Reproduce the listing exactly, with no pictures in your copy.

***** Data provided *****

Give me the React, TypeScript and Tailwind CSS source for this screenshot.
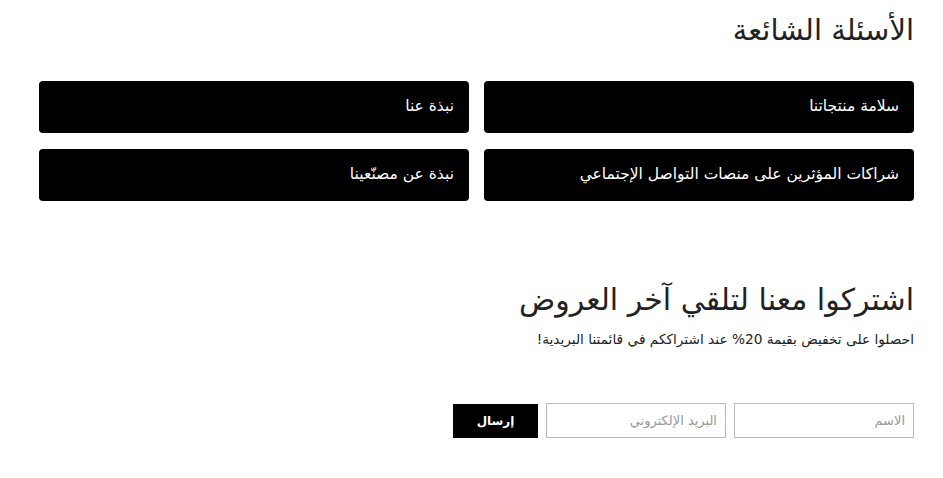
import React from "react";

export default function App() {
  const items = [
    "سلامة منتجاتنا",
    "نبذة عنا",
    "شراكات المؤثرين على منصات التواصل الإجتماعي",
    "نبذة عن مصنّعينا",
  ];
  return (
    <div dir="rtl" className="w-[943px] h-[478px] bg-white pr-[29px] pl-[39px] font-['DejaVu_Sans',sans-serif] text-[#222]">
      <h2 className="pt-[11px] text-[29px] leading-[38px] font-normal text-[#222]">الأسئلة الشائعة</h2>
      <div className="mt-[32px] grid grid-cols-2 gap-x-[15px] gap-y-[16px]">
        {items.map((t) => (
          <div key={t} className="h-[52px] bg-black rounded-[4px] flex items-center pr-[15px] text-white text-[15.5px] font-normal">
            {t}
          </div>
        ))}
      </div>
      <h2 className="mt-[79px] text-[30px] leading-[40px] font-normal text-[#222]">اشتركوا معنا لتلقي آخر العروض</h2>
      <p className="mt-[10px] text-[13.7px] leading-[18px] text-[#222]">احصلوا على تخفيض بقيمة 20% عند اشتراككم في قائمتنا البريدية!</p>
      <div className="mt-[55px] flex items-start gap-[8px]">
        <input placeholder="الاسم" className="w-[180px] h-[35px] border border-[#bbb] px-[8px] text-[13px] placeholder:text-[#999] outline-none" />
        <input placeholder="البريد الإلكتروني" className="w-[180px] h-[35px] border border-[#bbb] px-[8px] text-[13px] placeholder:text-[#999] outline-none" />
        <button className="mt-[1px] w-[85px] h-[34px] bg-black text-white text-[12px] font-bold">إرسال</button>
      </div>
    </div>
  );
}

*****

### Answer to this problem
Give me the React, TypeScript and Tailwind CSS source for this screenshot.
import React from "react";

export default function App() {
  const items = [
    "سلامة منتجاتنا",
    "نبذة عنا",
    "شراكات المؤثرين على منصات التواصل الإجتماعي",
    "نبذة عن مصنّعينا",
  ];
  return (
    <div dir="rtl" className="w-[943px] h-[478px] bg-white pr-[29px] pl-[39px] font-['DejaVu_Sans',sans-serif] text-[#222]">
      <h2 className="pt-[11px] text-[29px] leading-[38px] font-normal text-[#222]">الأسئلة الشائعة</h2>
      <div className="mt-[32px] grid grid-cols-2 gap-x-[15px] gap-y-[16px]">
        {items.map((t) => (
          <div key={t} className="h-[52px] bg-black rounded-[4px] flex items-center pr-[15px] text-white text-[15.5px] font-normal">
            {t}
          </div>
        ))}
      </div>
      <h2 className="mt-[79px] text-[30px] leading-[40px] font-normal text-[#222]">اشتركوا معنا لتلقي آخر العروض</h2>
      <p className="mt-[10px] text-[13.7px] leading-[18px] text-[#222]">احصلوا على تخفيض بقيمة 20% عند اشتراككم في قائمتنا البريدية!</p>
      <div className="mt-[55px] flex items-start gap-[8px]">
        <input placeholder="الاسم" className="w-[180px] h-[35px] border border-[#bbb] px-[8px] text-[13px] placeholder:text-[#999] outline-none" />
        <input placeholder="البريد الإلكتروني" className="w-[180px] h-[35px] border border-[#bbb] px-[8px] text-[13px] placeholder:text-[#999] outline-none" />
        <button className="mt-[1px] w-[85px] h-[34px] bg-black text-white text-[12px] font-bold">إرسال</button>
      </div>
    </div>
  );
}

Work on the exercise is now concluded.